The truth, in fact, is neither of the above. It was predictable
that Bush would act decisively against the kind of over-the-border
aggression he almost died fighting in World War II. It was a case
where principle and economic interest converged. In acting as he
did, Bush may have saved the oil fields of Saudi Arabia, Qatar and
the United Arab Emirates from being overrun as well.
Their Arab owners believe it, because the "have" Arabs,
who don't believe Bush conspired to trap Saddam, do believe
Saddam conspired to take what belongs to them all at the
same time he was plotting to take what was Kuwait's.
When enough US and other forces were on the scene to prevent Iraq's
strongman from thinking about further incursions, George Bush went
about getting UN authorization for the measures he had already taken.
Seeing the world ganging up to roll him back, Saddam began to think
about defending himself from possibly imminent US aerial attacks.

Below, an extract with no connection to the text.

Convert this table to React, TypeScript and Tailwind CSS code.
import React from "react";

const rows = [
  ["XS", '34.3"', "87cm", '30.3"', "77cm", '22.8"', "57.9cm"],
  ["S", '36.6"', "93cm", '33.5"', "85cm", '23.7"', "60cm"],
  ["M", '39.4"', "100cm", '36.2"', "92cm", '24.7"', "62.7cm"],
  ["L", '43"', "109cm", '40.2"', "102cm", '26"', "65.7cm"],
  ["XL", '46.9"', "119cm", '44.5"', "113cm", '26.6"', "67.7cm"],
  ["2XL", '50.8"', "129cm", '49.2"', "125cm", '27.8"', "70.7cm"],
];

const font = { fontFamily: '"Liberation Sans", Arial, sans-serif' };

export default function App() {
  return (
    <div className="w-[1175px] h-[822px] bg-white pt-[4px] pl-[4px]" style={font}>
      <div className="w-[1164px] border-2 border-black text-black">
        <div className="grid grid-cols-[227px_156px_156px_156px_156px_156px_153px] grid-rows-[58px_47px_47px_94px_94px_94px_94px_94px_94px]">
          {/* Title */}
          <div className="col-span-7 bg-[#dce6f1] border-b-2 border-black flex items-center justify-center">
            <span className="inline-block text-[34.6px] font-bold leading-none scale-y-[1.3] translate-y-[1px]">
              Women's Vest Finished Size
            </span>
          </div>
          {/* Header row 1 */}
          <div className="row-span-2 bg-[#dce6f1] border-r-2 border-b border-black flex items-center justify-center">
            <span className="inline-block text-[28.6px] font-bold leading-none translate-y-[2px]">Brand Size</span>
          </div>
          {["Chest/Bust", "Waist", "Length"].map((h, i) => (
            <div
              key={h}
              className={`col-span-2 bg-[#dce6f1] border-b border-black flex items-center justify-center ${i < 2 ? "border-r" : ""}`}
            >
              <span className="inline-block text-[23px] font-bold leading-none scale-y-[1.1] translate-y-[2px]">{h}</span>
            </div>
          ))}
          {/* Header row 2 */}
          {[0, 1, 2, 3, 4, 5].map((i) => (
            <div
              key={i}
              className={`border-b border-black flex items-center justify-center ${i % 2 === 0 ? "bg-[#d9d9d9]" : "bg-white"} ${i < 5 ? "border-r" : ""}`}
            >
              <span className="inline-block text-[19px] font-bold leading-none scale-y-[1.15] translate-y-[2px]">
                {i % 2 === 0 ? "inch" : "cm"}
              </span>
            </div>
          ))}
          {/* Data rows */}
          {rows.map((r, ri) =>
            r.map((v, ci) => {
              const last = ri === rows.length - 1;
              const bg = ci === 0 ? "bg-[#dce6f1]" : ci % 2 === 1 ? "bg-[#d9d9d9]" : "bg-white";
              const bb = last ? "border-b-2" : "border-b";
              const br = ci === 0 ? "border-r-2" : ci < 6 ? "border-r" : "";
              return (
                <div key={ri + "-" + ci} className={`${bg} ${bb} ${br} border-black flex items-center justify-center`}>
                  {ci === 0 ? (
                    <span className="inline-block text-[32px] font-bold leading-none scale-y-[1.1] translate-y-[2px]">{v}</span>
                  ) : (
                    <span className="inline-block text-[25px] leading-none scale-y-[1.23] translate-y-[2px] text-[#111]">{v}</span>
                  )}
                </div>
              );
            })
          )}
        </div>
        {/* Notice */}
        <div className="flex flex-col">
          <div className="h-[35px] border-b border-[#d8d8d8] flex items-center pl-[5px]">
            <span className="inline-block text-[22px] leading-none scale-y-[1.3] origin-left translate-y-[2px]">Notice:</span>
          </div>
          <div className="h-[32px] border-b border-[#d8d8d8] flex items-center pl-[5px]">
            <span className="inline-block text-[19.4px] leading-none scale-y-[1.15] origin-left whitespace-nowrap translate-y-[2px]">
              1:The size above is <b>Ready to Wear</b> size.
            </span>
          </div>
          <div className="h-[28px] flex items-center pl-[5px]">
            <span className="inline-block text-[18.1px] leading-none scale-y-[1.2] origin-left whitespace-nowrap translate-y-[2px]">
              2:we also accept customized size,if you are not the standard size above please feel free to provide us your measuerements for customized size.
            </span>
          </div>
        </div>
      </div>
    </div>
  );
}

Thus the seizure of the hostages.
As a result, American public support for Bush's actions, already
overwhelming, solidified. It was only after all this, on Nov. 8,
that Bush surprised not only his fellow Americans but the entire
world by ordering a second huge movement of 200,000 US troops to
join the 230,000 already in the Mideast.
This made the weight of US forces so top heavy and potentially
destabilizing to the lightly populated and deeply conservative Arab
countries in which they were stationed that it was obvious the US
would not and should not maintain such a huge force there for long.
Meanwhile, on Nov. 29, backed by the successful and single-minded
diplomacy of his secretary of state, Bush got UN backing for the
use of force after Jan. 15, if Saddam Hussain's forces were still
in Kuwait.
The effect on Saddam Hussain was sobering. With so many troops
pouring into the Gulf, the path of least resistance for Bush clearly
was war. Instead of providing protection against its outbreak, Saddam
Hussain's hostages were a potential catalyst that made war by accident
almost inevitable.
He let the hostages go on Dec. 6. Score one for Bush's magnificent
bluff. But the vast buildup also generated powerful counterforces
in Congress. The administration had said, as late as October, that
the economic sanctions already were squeezing Iraq.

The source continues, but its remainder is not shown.